◆ Given exercise:
Gather all lines from the material that contain the word "this".

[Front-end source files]

★ ★ ★

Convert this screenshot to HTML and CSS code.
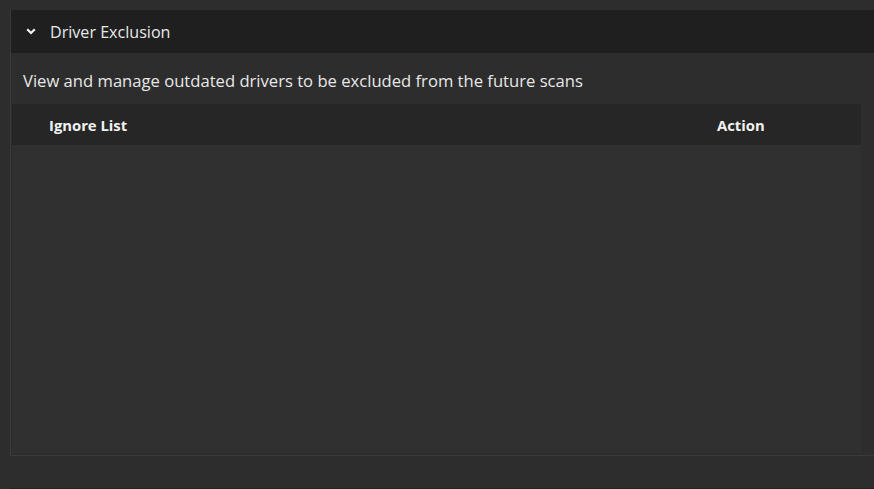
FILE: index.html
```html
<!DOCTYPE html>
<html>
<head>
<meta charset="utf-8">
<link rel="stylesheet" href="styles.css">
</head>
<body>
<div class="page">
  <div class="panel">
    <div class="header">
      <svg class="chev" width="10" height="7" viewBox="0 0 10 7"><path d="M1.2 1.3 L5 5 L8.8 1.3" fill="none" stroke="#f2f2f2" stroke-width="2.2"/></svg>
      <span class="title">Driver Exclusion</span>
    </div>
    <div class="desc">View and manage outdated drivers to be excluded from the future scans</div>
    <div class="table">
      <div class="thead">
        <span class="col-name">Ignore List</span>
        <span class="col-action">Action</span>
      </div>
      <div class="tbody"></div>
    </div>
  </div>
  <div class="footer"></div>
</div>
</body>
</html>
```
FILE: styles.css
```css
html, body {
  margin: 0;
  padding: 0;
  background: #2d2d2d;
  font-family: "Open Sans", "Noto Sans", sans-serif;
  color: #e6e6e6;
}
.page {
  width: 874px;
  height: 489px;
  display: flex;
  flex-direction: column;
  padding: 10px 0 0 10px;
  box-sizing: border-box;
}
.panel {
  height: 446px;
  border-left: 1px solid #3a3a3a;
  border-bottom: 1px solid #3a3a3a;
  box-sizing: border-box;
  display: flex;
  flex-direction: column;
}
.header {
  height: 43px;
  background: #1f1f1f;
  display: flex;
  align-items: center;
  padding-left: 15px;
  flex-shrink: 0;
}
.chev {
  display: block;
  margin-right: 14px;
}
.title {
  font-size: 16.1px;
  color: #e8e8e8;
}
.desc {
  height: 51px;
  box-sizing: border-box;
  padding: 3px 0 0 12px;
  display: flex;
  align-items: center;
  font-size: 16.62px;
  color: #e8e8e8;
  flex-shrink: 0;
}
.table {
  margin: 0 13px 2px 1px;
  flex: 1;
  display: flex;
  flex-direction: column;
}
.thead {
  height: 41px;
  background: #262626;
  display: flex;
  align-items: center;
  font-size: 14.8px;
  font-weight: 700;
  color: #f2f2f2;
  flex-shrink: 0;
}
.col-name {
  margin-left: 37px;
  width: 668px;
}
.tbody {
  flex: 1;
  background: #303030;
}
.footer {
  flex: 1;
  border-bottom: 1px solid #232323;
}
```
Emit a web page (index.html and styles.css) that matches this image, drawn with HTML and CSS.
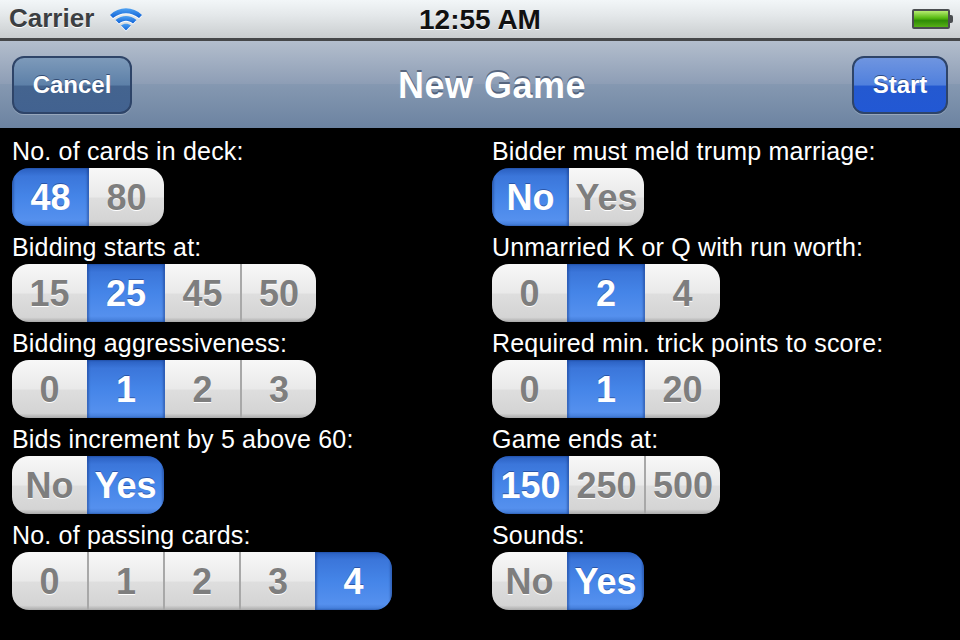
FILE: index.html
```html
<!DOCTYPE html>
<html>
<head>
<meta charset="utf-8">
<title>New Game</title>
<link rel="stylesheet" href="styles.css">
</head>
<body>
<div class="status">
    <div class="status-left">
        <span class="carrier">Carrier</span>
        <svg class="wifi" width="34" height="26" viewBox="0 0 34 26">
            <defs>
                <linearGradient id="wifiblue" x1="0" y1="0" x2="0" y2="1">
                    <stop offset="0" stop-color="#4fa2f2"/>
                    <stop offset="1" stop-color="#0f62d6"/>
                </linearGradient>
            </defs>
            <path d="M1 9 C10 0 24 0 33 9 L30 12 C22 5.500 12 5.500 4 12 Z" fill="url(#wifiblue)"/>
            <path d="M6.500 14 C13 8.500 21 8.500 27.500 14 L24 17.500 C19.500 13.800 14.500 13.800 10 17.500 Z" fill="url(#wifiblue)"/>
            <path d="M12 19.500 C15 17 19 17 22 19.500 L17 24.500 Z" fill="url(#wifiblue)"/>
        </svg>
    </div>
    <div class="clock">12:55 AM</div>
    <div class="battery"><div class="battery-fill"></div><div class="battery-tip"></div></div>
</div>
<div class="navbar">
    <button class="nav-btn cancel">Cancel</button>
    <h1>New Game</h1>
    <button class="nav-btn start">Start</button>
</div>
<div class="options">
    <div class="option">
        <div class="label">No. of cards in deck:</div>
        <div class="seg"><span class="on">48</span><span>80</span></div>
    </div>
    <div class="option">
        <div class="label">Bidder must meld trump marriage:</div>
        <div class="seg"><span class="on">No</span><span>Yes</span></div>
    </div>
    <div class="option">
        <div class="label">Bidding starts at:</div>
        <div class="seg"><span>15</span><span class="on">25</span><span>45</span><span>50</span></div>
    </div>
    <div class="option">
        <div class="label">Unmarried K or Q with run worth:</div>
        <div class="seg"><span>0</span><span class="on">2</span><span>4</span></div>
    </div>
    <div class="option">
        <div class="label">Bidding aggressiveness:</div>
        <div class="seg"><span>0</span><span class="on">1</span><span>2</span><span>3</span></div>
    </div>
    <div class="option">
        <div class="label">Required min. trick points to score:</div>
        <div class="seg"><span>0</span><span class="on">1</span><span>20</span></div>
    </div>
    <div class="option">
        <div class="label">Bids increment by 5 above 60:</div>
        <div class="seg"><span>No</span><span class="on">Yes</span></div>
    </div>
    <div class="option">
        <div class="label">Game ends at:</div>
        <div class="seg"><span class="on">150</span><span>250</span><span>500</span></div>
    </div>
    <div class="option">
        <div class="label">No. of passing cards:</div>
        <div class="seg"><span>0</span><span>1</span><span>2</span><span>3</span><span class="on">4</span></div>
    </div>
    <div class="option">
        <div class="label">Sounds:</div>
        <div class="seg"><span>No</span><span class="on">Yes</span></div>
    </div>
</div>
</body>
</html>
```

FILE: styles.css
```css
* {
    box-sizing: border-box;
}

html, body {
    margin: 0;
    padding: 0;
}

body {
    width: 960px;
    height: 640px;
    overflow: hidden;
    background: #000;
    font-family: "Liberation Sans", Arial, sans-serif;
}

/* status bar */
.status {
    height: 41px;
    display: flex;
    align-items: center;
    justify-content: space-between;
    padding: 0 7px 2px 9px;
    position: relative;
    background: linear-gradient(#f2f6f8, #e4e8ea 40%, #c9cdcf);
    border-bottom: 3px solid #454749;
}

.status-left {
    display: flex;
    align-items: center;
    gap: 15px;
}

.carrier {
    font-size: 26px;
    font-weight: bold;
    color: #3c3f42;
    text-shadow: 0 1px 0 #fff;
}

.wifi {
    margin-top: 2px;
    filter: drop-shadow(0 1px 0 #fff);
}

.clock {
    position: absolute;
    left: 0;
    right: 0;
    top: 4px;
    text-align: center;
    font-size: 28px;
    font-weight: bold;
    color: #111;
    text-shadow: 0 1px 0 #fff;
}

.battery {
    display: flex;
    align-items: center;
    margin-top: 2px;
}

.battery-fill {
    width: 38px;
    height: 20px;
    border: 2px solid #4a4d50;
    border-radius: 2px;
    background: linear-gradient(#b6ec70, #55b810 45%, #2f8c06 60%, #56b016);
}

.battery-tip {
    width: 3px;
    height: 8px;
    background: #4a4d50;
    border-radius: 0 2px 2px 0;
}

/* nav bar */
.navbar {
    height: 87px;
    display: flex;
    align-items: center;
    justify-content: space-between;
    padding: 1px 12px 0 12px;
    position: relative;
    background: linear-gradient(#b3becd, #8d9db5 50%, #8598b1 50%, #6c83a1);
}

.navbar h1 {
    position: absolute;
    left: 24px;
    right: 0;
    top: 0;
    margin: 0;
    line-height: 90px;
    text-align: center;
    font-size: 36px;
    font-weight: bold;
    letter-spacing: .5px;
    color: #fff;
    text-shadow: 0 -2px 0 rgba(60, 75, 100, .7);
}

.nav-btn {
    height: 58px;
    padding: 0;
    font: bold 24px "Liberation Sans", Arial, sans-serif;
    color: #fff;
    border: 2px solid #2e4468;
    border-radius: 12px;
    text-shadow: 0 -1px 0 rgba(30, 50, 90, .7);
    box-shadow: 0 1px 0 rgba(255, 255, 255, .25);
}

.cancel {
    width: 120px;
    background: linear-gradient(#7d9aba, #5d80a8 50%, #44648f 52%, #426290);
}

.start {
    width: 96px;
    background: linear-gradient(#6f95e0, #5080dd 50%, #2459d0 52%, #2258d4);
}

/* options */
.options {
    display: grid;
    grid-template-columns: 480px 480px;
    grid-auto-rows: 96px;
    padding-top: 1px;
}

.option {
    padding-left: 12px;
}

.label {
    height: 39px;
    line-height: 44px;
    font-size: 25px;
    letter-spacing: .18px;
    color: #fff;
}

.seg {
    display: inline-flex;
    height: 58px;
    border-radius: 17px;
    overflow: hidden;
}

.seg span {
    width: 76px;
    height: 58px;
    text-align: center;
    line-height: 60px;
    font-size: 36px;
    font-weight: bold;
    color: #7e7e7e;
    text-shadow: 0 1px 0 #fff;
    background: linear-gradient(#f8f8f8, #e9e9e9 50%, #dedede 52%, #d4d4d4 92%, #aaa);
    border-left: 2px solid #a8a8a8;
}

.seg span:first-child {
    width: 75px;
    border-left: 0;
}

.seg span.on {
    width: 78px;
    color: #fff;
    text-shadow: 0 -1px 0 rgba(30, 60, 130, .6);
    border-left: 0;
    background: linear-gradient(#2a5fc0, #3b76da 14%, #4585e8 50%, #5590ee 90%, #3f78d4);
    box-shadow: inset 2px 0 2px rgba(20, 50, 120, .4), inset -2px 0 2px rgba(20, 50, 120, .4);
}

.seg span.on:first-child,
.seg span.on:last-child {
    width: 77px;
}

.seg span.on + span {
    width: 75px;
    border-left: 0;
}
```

★ ★ ★

◆ Result:
Convert this screenshot to HTML and CSS code.
Emit a web page (index.html and styles.css) that matches this image, drawn with HTML and CSS.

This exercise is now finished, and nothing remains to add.